Chiemelie Ezeobi writes that beyond protecting the territorial integrity of the nation, the Nigerian Air Force has also harnessed the musical talents of its personnel. Recently, it inaugurated a pipe band and unveiled plans to upgrade its music systems to a full-fledged directorate, which will go a long way in enhancing civil-military relations, given that the pipers will go beyond playing music for parades and military ceremonies
Tradition, some say, never dies and this particularly holds true for the military. The military is an institution known for adhering to tradition no matter how long ago it was established. The Nigerian Air Force (NAF), one of the three arms of the Nigerian Armed Forces, is not an exception.
For the Air Force, instead of tradition being deemed as archaic and out-dated, they are seen as an anchor to their past, constantly reminding them of where they are coming from, where they are now, and where they hope to be. Thus, it would therefore be safe to say that the very tapestry or fabric that holds the military together is its customs and traditions.
Even though those traditions might not be understood by civilians, because of what they deem excessive regimentation, for the military, the traditions are their heritage, even as they seek to align themselves with contemporary modern day structures and practices.
One of the areas they recently delved into tradition was the introduction of a pipe band into the force. Basically, a pipe band is a musical ensemble consisting of pipers and drummers. The term used by military pipe bands, pipes and drums, is also common. The band follows the direction of the pipe major; when on parade the band may be led by a drum major, who directs the band with a mace.
Traditionally, according to Wikipedia, pipe bands are a long-standing tradition in other areas with Celtic roots, such as the regions of Galicia, Asturias and Cantabria in Northern Spain and Brittany in Western France, as well as other regions with Celtic influence in other parts of Europe.
But it’s not just Celtic countries that have imbibed the tradition, countries like Thailand, Colombia, Mexico, Brazil, Chile, Uruguay, and Argentina have also adopted it. Also, the tradition is also long-standing in the British Commonwealth of Nations countries and former British colonies such as the United States, Canada, Australia, New Zealand, South Africa, India, Malaysia, Singapore, Hong Kong, Brunei, Sri Lanka and Pakistan.

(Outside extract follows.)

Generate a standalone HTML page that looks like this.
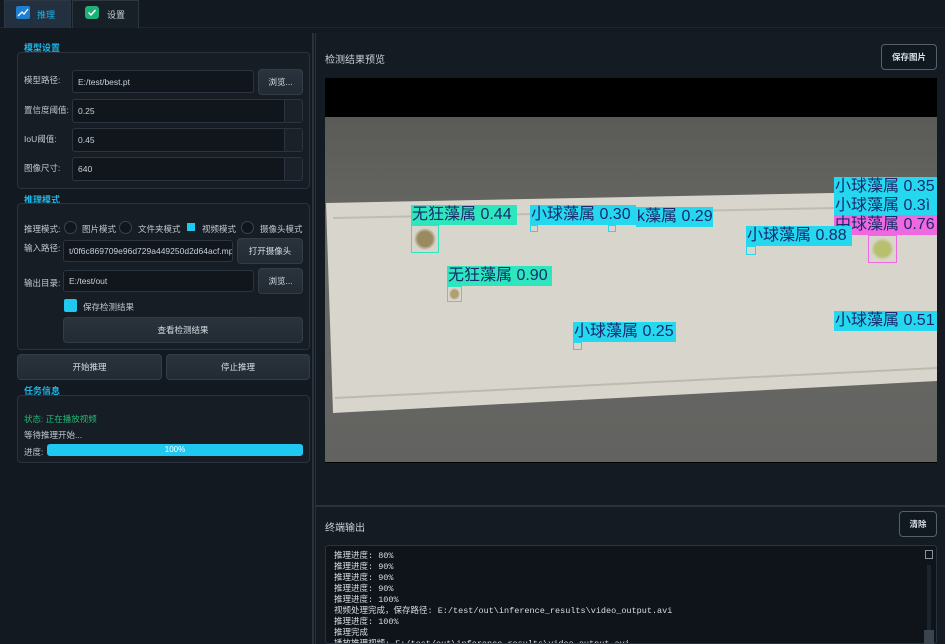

The pipe band began life in the military, as they served in regiments from the earliest times; and their original purpose on the battlefield was to signal tactical movements and keep cadence on the march. By the end of the Crimean War, pipe bands were established in most of the Scottish Regiments.
However, unlike civilian pipers, those in military bands have additional military responsibilities, in other words, qualified fighting soldiers.
NAF Pipe Band
It was in line with the long-standing tradition that on April 9, 2019, that the Nigerian Air Force graduated its first set of pipers at a colourful ceremony held at NAF Base, Bill Clinton Drive in Abuja, which signaled the formal induction of the Pipe Band into the NAF.
Twenty-five NAF personnel, comprising 22 airmen and three airwomen, successfully completed the course.
Kitted in their navy blue blazers and blue chequered uniforms and armed with their bag pipes and drums, these airmen scintillated guests at the inauguration, thus giving a prelude to their capabilities.
According to NAF Director of Public Relations and Information (DOPRI), Air Commodore Ibikunle Daramola, the establishment of the Pipe Band, is in line with one of the key drivers of the Chief of the Air Staff (CAS), Air Marshal Sadique Abubakar’s vision which is; “human capacity development through robust and result oriented training for enhanced professional performance”.
He noted that the Pipe Band is a key part of the full complement of military music systems, hence its induction will add glamour, aesthetics and pride to NAF ceremonies and events.
Speaking during the graduation ceremony, the CAS expressed delight with the level of proficiency of the new NAF Pipe Band, which he said, attested to the quality of the training they had received. He commended the Administration Branch for the initiative, noting that, with the establishment of the Pipe Band, amongst other innovations, the Music Specialty, was ripe for upgrade to a full-fledged directorate.
The CAS charged the NAF Music personnel not to limit themselves to parades and military ceremonies but to take a step further to provide creative performances that will project the good image of the NAF and enhance civil-military relations.
Earlier in his welcome address, the Chief of Administration, Headquarters NAF, Air Vice Marshal Kingsley Lar, acknowledged and appreciated the noble gesture of the CAS in approving the establishment of the NAF Pipe Band ensemble to complement the already existing NAF Band.
The gesture, according to him, would remain an indelible achievement of the current NAF leadership. He stated that the NAF Pipe Band Course had almost seemed like a mission impossible ab-initio, bearing in mind that the pipe band endeavour is not common. He thanked the CAS for approving the course and providing the equipment, uniforms and accessories for the Pipe Band.
Highlights of the Graduation Ceremony included a demonstration by the graduating students and presentation of certificates and awards to them. Dignitaries at the event included representatives of the Chiefs of Army and Naval Staff, Directors from the Ministry of Defence as well as Branch Chiefs from Headquarters NAF along with several other senior military officers.